Handfuls of both conservatives and liberals have criticized the Obama administration's soft approach to nations like Russia, a complaint Secretary of State Hillary Clinton has dismissed, saying the administration is practicing low-key diplomacy that is "pragmatic and agile."
Still, Clinton couldn't deny that Russian leaders remain impervious to human-rights complaints, and she offered a brief criticism that perhaps doubled as a warning: "With Russia, we deplore the murders of journalists and activists and support the courageous individuals who advocate at great peril for democracy."

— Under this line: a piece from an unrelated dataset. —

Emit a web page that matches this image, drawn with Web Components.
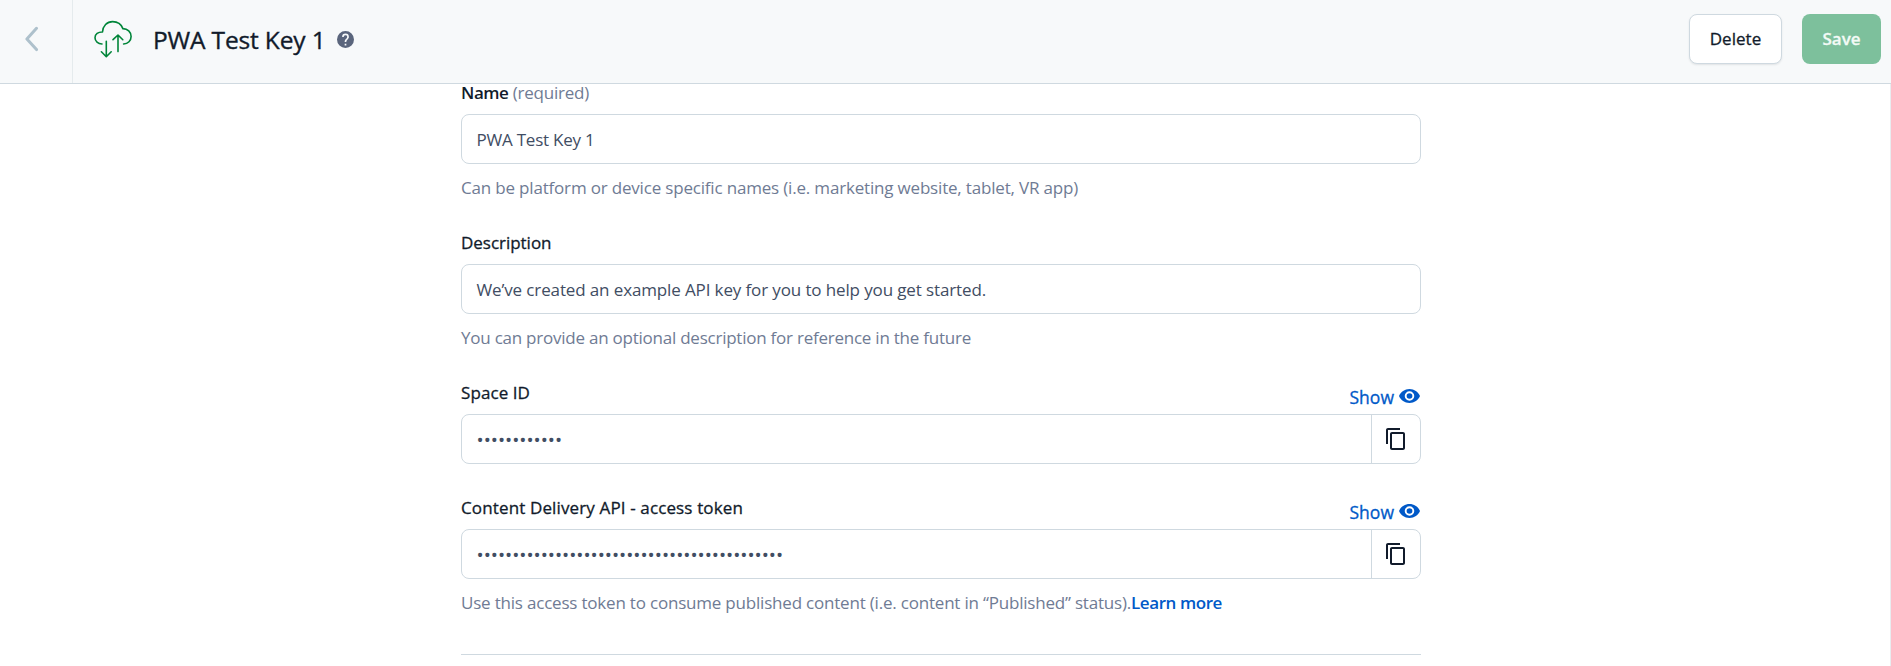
<!DOCTYPE html>
<html lang="en">
<head>
<meta charset="utf-8">
<title>PWA Test Key 1</title>
<style>
html,body{margin:0;height:100%;overflow:hidden;background:#fff}
body{font:400 17px/18px "Open Sans","Noto Sans",sans-serif;color:#111b2b}
</style>
</head>
<body>
<key-page></key-page>
<script>
const define = (name, html, ready) => {
  const tpl = document.createElement('template');
  tpl.innerHTML = html;
  customElements.define(name, class extends HTMLElement {
    connectedCallback() {
      if (this.shadowRoot) return;
      this.attachShadow({ mode: 'open' }).append(tpl.content.cloneNode(true));
      if (ready) ready(this, this.shadowRoot);
    }
  });
};

// A line of text whose tracking is adjusted to a given width.
define('fit-text', `<style>:host{display:inline-block;white-space:pre}</style><slot></slot>`, (el) => {
  const target = +el.getAttribute('w');
  const width = el.getBoundingClientRect().width;
  el.style.letterSpacing = (target - width) / el.textContent.length + 'px';
});

define('icon-back', `<style>:host{display:block;width:14px;height:26px}svg{display:block}</style>
<svg width="14" height="26" viewBox="0 0 14 26" fill="none" stroke="#aec1cc" stroke-width="3" stroke-linecap="round" stroke-linejoin="round"><path d="M11.5 2.3 1.9 13 11.5 23.6"/></svg>`);

define('icon-cloud', `<style>:host{display:block;width:38px;height:38px}svg{display:block}</style>
<svg width="38" height="38" viewBox="0 0 38 38" fill="none" stroke="#008539" stroke-width="1.6" stroke-linecap="round" stroke-linejoin="round">
<path d="M8 24C4 24 1 21.300 1 17.800C1 14.200 4.200 11.800 8.500 12C8.800 6 13 1.600 18.600 1.600C23.600 1.600 27.300 4.300 28.900 8.600C33.600 8.700 37.100 12 37.100 16.500C37.100 20.700 34 23.800 29.600 24"/>
<path d="M12.300 21.200V36.400M7.400 31.800 12.300 36.700 17.200 31.800M24 31.600V15.400M19 19.700 24 15 28.800 19.700"/></svg>`);

define('icon-help', `<style>:host{display:block;width:17px;height:17px}svg{display:block}</style>
<svg width="17" height="17" viewBox="2 2 20 20"><path fill="#5a657c" d="M12 2a10 10 0 1 0 0 20 10 10 0 0 0 0-20zm1 17h-2v-2h2v2zm2.070-7.750-.9.920C13.450 12.900 13 13.500 13 15h-2v-.500c0-1.100.450-2.100 1.170-2.830l1.240-1.260A2 2 0 1 0 10 9H8a4 4 0 1 1 8 0c0 .880-.360 1.680-.930 2.250z" stroke="none"/></svg>`);

define('icon-eye', `<style>:host{display:block;width:21px;height:14px}svg{display:block}</style>
<svg width="21" height="14" viewBox="1 4.500 22 15" preserveAspectRatio="none"><path fill="#0059c8" d="M12 4.500C7 4.500 2.730 7.610 1 12c1.730 4.390 6 7.500 11 7.500s9.270-3.110 11-7.500c-1.730-4.390-6-7.500-11-7.500zM12 17a5 5 0 1 1 0-10 5 5 0 0 1 0 10zm0-8a3 3 0 1 0 0 6 3 3 0 0 0 0-6z"/></svg>`);

define('icon-copy', `<style>:host{display:block;width:19px;height:22px}svg{display:block}</style>
<svg width="19" height="22" viewBox="2 1 19 22" preserveAspectRatio="none"><path fill="#111b2b" d="M16 1H4c-1.100 0-2 .900-2 2v14h2V3h12V1zm3 4H8c-1.100 0-2 .900-2 2v14c0 1.100.900 2 2 2h11c1.100 0 2-.900 2-2V7c0-1.100-.900-2-2-2zm0 16H8V7h11v14z"/></svg>`);

define('ui-button', `<style>
:host{display:flex;box-sizing:border-box;height:50px;align-items:center;justify-content:center;border-radius:8px;-webkit-text-stroke:.3px}
:host([kind=secondary]){width:93px;background:#fff;border:1px solid #cfd9e0;box-shadow:0 1px 2px rgba(25,37,50,.1)}
:host([kind=primary]){width:79px;background:#7dc09c;color:#f3faf6;font-weight:600}
</style><slot></slot>`);

define('page-header', `<style>
:host{display:flex;box-sizing:border-box;height:84px;background:#f7f9fa;border-bottom:1px solid #cfd9e0}
.back{box-sizing:border-box;width:73px;border-right:1px solid #e5ebed;padding:26px 0 0 25px}
.logo{padding:20px 0 0 21px;width:59px;box-sizing:content-box}
.title{font-size:24.500px;line-height:30px;-webkit-text-stroke:.35px;padding-top:25px}
.help{padding:31px 0 0 11px}
.actions{margin-left:auto;display:flex;gap:20px;padding:14px 10px 0 0}
</style>
<div class="back"><icon-back></icon-back></div>
<div class="logo"><icon-cloud></icon-cloud></div>
<div class="title"><fit-text w="172.500">PWA Test Key 1</fit-text></div>
<div class="help"><icon-help></icon-help></div>
<div class="actions"><ui-button kind="secondary"><fit-text w="51.500">Delete</fit-text></ui-button><ui-button kind="primary"><fit-text w="38">Save</fit-text></ui-button></div>`);

define('show-link', `<style>
:host{display:flex;color:#0059c8;gap:5px;padding-top:4px;-webkit-text-stroke:.3px}
fit-text{font-size:17.500px}
icon-eye{margin:1px 1px 0 0}
</style><fit-text w="44.500">Show</fit-text><icon-eye></icon-eye>`);

define('form-field', `<style>
:host{display:block;height:150px}
:host([short]){height:115px}
.label{display:flex;justify-content:space-between;height:30px}
.label ::slotted(fit-text){-webkit-text-stroke:.3px}
.box{display:flex;box-sizing:border-box;height:50px;border:1px solid #cfd9e0;border-radius:8px;color:#414d63}
.value{flex:1;padding:16px 0 0 14.500px}
.help{color:#6f7b94;padding-top:15px}
</style>
<div class="label"><div><slot name="label"></slot></div><slot name="action"></slot></div>
<div class="box"><div class="value"><slot></slot></div><slot name="copy"></slot></div>
<div class="help"><slot name="help"></slot></div>`);

define('copy-button', `<style>
:host{display:block;box-sizing:border-box;width:49px;border-left:1px solid #cfd9e0;padding:13px 0 0 14px}
</style><icon-copy></icon-copy>`);

define('key-form', `<style>
:host{display:block;width:960px;margin:0 0 0 461px}
.muted{color:#6f7b94}
.strong{font-weight:600}
.link{color:#0059c8;font-weight:600}
.dots{font-size:19px}
.rule{height:1px;background:#cfd9e0;margin-top:5px}
</style>
<form-field>
<div slot="label"><fit-text class="strong" w="47.500">Name</fit-text><fit-text class="muted" w="80.500"> (required)</fit-text></div>
<fit-text w="118">PWA Test Key 1</fit-text>
<fit-text slot="help" w="617">Can be platform or device specific names (i.e. marketing website, tablet, VR app)</fit-text>
</form-field>
<form-field>
<fit-text slot="label" w="90.500">Description</fit-text>
<fit-text w="509.500">We’ve created an example API key for you to help you get started.</fit-text>
<fit-text slot="help" w="510">You can provide an optional description for reference in the future</fit-text>
</form-field>
<form-field short>
<fit-text slot="label" w="69">Space ID</fit-text>
<show-link slot="action"></show-link>
<fit-text class="dots" w="85.600">••••••••••••</fit-text>
<copy-button slot="copy"></copy-button>
</form-field>
<form-field>
<fit-text slot="label" w="282">Content Delivery API - access token</fit-text>
<show-link slot="action"></show-link>
<fit-text class="dots" w="306.600">•••••••••••••••••••••••••••••••••••••••••••</fit-text>
<copy-button slot="copy"></copy-button>
<div slot="help"><fit-text w="670">Use this access token to consume published content (i.e. content in “Published” status).</fit-text><fit-text class="link" w="91">Learn more</fit-text></div>
</form-field>
<div class="rule"></div>`);

define('key-page', `<style>
:host{display:flex;flex-direction:column;height:100vh}
main{flex:1;min-height:0;border-right:1px solid #e9edf0}
</style><page-header></page-header><main><key-form></key-form></main>`);
</script>
</body>
</html>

Human rights may prove a central issue for Vietnam in 2010, as the Asian nation seeks more prominence and influence on the international scene. In January, the country assumes the presidency of the Association of Southeast Asian Nations (ASEAN), an organization billed as promoting economic and political cooperation and regional stability. The United States retains good relations with the organization, which may put pressure on the Obama administration to look more closely at the head country's human-rights record. Though the State Department notes improvements in Vietnam, Christians and Catholics in the country's Central Highlands report a significant level of ongoing persecution in the communist nation. The adoption of Vietnamese children remains closed to Americans, after a report of severe corruption in the nation's system for orphans.
Religious freedom advocates will watch to see if the U.S. State Department returns Vietnam to its list of Countries of Particular Concern for religious freedom violations, a move the administration has resisted but may find difficult to withstand as violations continue.